> EXERCISE GOAL: Filter the records below for the word "with". Copy each line that holds it.

> SUPPLIED DATA:

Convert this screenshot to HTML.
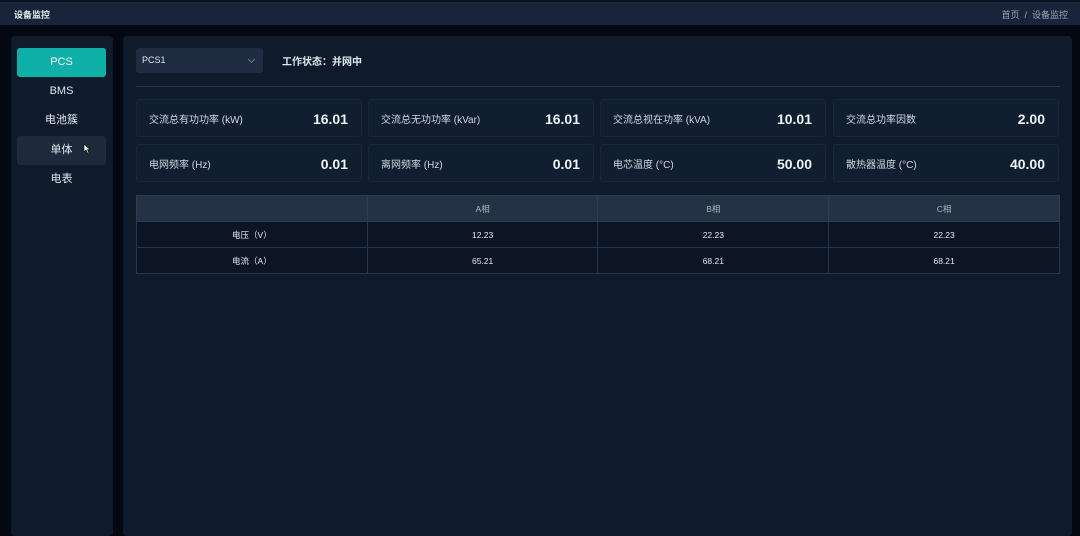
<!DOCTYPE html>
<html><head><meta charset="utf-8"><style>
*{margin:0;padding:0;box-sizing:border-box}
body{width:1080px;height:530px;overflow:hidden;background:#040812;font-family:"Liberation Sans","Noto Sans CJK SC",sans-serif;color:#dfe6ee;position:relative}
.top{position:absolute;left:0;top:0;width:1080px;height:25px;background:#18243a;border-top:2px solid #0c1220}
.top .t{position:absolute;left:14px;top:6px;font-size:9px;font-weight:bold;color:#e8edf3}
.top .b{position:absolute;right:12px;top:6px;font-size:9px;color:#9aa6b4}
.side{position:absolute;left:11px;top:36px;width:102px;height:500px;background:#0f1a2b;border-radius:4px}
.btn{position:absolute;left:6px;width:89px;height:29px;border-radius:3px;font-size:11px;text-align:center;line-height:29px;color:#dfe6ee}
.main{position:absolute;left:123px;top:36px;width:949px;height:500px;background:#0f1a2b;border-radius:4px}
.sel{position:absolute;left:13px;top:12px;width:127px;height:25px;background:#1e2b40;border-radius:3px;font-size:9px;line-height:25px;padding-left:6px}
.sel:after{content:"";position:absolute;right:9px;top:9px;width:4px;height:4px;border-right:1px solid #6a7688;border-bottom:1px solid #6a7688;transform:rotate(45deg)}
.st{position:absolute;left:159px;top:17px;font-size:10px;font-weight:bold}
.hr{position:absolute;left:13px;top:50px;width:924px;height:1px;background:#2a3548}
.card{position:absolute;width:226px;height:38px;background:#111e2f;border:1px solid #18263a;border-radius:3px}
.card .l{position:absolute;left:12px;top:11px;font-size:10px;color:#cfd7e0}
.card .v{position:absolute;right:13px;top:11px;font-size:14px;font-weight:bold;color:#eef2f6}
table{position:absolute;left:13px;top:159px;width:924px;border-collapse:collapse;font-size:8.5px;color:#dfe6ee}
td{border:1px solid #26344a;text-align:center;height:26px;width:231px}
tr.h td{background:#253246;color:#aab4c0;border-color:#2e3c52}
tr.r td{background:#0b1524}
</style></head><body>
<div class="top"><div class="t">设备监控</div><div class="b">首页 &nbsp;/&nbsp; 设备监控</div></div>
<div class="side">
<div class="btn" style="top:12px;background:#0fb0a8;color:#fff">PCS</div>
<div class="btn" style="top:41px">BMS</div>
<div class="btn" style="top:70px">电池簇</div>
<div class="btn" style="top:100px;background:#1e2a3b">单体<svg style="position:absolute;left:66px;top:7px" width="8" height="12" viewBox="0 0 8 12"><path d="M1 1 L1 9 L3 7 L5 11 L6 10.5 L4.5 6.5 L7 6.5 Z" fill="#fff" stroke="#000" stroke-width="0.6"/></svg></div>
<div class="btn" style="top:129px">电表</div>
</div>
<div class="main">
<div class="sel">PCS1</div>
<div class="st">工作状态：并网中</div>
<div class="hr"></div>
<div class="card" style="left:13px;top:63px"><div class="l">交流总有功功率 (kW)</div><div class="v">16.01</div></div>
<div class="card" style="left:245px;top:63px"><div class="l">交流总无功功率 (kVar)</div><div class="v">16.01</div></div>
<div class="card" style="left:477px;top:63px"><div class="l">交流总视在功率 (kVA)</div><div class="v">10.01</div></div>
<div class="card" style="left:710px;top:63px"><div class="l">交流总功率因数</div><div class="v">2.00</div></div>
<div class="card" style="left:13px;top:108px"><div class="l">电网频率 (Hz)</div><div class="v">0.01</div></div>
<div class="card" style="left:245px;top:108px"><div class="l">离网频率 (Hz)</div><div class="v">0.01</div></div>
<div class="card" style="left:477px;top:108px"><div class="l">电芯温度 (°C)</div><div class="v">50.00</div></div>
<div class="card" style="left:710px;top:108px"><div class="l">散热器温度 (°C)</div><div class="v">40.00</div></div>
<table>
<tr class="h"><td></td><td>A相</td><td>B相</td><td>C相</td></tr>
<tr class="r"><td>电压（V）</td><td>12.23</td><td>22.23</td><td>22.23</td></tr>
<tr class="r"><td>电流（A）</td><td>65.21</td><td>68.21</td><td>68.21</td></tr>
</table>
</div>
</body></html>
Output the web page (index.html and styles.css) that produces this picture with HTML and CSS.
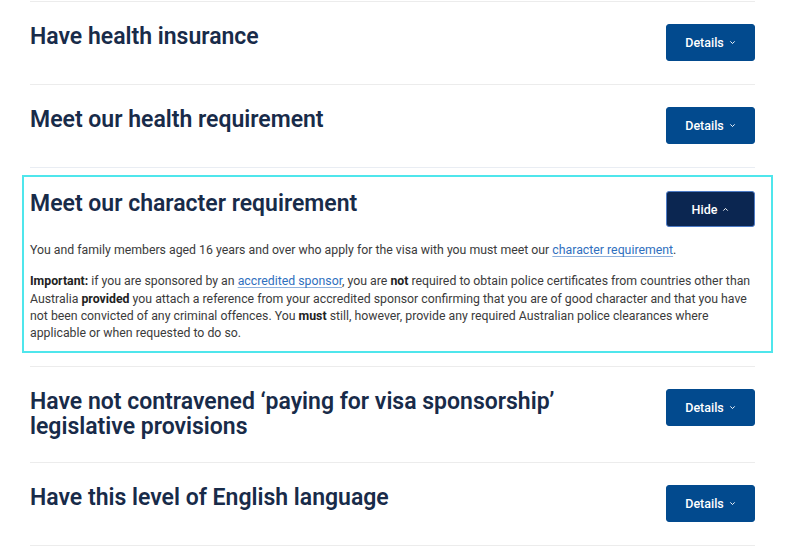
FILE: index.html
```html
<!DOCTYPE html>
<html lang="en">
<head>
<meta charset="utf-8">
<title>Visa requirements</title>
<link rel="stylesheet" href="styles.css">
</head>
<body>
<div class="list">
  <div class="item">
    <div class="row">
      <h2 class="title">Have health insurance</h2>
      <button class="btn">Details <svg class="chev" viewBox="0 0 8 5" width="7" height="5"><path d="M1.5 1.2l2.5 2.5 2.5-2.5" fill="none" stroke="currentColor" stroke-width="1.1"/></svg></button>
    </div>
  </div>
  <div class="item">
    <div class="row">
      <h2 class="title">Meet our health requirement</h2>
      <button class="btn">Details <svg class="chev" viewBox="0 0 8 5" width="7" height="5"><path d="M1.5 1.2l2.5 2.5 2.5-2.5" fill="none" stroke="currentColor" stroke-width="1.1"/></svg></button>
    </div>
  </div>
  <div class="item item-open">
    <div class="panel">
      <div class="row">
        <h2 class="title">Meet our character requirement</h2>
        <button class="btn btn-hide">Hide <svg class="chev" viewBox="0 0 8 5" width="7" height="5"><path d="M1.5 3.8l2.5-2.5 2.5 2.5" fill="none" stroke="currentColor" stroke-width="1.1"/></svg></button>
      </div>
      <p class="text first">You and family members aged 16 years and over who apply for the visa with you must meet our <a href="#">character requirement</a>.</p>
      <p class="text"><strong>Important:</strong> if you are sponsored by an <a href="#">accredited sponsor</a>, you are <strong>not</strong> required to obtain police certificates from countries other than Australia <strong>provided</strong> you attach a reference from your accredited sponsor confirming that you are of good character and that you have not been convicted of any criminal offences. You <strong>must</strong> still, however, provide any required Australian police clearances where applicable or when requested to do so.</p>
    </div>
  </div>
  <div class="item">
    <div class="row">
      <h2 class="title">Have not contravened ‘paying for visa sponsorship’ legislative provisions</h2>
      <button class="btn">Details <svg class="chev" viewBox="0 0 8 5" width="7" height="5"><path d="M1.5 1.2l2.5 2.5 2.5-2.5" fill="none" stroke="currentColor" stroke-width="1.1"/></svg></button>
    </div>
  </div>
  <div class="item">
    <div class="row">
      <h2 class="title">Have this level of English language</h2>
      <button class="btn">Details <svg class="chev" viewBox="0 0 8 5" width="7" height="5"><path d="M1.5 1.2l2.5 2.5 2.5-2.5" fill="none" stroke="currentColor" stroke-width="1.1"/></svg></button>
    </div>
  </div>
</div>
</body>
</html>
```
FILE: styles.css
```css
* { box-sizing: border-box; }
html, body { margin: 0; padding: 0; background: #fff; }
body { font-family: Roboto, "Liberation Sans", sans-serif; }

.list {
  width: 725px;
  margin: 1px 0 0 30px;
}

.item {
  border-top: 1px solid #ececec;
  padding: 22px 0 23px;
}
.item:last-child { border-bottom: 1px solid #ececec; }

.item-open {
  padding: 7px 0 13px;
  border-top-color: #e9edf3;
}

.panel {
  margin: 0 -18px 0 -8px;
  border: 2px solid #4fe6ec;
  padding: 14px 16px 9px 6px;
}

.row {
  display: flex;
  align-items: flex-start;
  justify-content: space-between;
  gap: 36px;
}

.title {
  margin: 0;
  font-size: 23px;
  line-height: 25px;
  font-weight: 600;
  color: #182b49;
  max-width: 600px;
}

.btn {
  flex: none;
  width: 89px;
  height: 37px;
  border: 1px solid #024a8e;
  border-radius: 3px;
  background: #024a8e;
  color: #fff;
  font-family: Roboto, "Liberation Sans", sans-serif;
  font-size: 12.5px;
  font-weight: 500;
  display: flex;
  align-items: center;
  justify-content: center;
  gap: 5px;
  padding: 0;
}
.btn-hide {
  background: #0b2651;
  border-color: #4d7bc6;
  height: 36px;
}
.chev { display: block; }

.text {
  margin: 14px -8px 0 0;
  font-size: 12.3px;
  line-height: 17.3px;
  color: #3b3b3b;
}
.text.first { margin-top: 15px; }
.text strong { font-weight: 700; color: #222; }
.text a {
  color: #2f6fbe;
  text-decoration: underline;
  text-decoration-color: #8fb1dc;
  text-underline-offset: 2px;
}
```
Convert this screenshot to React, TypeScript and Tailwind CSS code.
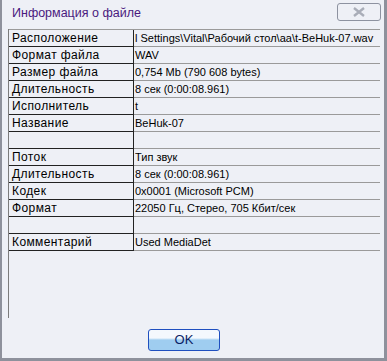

> PROBLEM SOLUTION:
Output the web page (index.html and styles.css) that produces this picture with HTML and CSS.
      <p class="text first">You and family members aged 16 years and over who apply for the visa with you must meet our <a href="#">character requirement</a>.</p>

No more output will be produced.